::: ENTRIES SHOWN :::

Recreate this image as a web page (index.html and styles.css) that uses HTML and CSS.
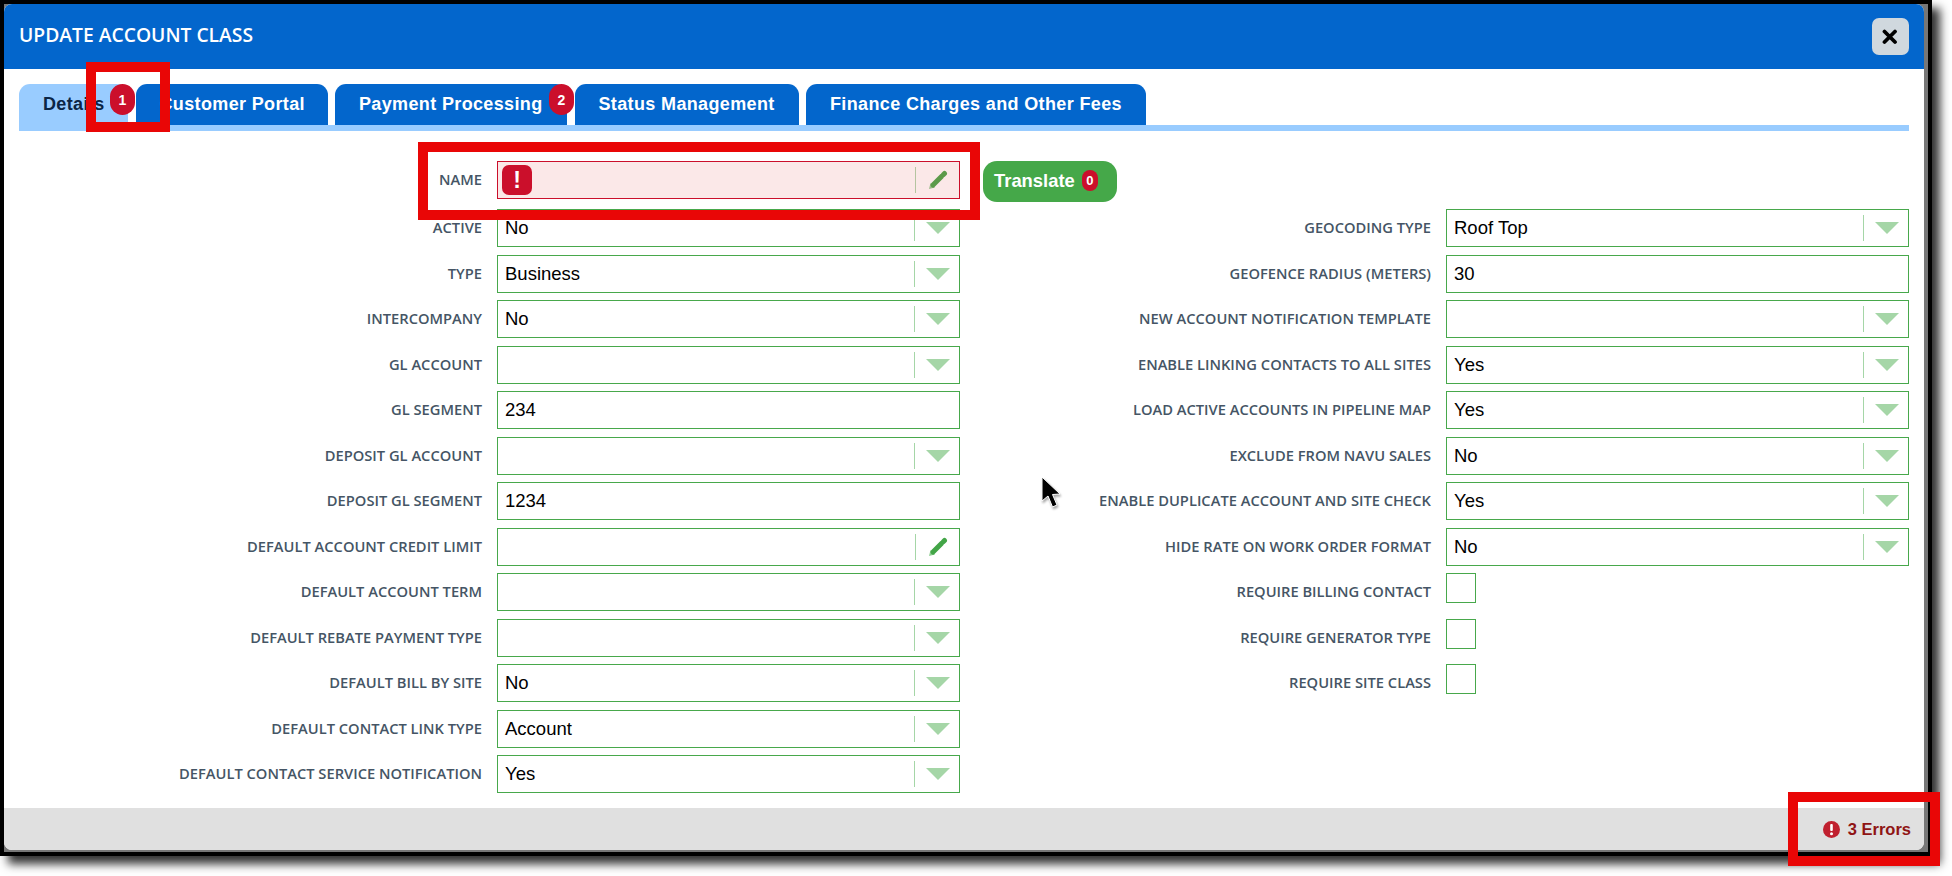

:::
::: ENTRIES SHOWN :::

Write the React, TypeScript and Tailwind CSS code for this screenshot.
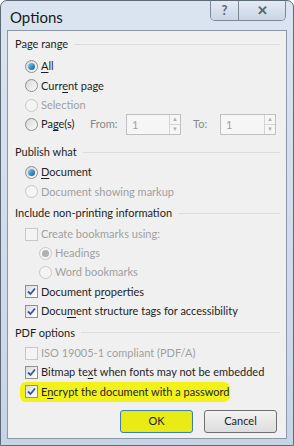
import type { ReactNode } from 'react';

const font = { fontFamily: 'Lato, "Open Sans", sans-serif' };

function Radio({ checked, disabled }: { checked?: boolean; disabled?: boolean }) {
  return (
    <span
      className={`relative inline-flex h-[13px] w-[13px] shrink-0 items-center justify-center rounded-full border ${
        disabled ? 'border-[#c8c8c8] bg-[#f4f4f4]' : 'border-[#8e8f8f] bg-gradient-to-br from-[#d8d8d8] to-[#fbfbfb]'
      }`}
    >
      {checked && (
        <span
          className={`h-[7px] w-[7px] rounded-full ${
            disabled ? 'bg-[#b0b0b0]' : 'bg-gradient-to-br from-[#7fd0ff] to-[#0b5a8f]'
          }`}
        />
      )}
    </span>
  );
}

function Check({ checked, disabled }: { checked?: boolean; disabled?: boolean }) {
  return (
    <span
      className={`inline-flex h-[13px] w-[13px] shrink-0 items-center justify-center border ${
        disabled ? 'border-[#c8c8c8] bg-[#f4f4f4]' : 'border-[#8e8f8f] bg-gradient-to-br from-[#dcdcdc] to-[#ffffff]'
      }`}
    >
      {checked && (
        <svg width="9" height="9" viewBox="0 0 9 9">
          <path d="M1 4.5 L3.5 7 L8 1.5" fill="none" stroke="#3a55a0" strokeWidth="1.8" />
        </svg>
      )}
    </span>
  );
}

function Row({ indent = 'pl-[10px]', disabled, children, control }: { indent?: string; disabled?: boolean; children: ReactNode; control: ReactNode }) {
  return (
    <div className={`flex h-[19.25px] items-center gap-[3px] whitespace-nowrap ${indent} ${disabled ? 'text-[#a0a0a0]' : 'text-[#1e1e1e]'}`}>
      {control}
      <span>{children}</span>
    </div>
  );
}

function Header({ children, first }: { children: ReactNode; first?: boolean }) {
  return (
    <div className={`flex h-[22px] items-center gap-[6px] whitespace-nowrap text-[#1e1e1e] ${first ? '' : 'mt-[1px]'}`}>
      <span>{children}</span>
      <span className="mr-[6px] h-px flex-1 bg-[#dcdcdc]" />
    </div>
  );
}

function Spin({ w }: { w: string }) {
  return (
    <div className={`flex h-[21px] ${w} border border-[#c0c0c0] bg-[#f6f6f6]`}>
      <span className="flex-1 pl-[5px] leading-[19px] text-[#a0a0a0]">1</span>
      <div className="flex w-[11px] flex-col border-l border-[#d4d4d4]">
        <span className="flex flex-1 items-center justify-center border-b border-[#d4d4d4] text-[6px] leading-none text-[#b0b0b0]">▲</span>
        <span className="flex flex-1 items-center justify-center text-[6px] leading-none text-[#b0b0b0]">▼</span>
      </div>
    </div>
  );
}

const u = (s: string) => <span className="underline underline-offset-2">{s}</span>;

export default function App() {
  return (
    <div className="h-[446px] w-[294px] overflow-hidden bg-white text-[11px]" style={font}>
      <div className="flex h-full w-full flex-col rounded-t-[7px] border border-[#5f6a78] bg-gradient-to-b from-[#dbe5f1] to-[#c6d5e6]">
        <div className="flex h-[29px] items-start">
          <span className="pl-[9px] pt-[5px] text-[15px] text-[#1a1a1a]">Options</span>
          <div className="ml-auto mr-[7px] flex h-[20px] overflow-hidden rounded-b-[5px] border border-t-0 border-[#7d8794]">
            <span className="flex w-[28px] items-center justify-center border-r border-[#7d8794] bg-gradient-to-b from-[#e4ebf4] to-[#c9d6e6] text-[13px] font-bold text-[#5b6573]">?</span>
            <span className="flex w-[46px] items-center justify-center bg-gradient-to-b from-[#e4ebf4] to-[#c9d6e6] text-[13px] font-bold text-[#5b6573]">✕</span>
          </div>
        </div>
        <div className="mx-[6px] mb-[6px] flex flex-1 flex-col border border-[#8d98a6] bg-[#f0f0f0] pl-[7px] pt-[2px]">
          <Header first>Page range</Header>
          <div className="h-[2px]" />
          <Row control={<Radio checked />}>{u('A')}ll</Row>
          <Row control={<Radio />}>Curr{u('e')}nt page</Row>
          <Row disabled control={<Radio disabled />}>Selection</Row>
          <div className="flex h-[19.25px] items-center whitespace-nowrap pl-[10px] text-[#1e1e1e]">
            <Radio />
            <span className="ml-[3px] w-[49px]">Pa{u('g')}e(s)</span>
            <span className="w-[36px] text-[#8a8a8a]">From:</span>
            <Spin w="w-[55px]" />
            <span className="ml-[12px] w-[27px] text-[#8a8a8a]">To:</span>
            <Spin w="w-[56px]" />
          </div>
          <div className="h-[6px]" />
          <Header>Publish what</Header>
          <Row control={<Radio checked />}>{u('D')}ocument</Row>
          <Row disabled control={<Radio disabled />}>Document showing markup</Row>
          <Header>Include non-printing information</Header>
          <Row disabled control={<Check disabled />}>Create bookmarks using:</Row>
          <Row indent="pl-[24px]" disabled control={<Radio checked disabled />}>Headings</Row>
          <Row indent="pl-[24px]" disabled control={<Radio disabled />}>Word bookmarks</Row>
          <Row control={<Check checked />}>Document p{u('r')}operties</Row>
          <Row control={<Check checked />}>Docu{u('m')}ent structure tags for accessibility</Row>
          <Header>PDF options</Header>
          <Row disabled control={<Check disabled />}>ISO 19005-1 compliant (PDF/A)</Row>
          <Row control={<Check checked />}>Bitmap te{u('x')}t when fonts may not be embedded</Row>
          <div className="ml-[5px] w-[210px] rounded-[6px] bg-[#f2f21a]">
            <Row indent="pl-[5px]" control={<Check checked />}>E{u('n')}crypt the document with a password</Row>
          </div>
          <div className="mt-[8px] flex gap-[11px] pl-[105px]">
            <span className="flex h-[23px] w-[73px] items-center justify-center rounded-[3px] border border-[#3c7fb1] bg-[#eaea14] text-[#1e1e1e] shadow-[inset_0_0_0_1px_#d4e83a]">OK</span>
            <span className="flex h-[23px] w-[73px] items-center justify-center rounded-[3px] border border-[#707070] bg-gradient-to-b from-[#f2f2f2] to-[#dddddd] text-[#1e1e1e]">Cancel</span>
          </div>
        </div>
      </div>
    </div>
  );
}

:::

▶ **DIRECTION**
Provide only the number of lines in the records containing the string "this".

▶ **RESULT OF THE TASK**
2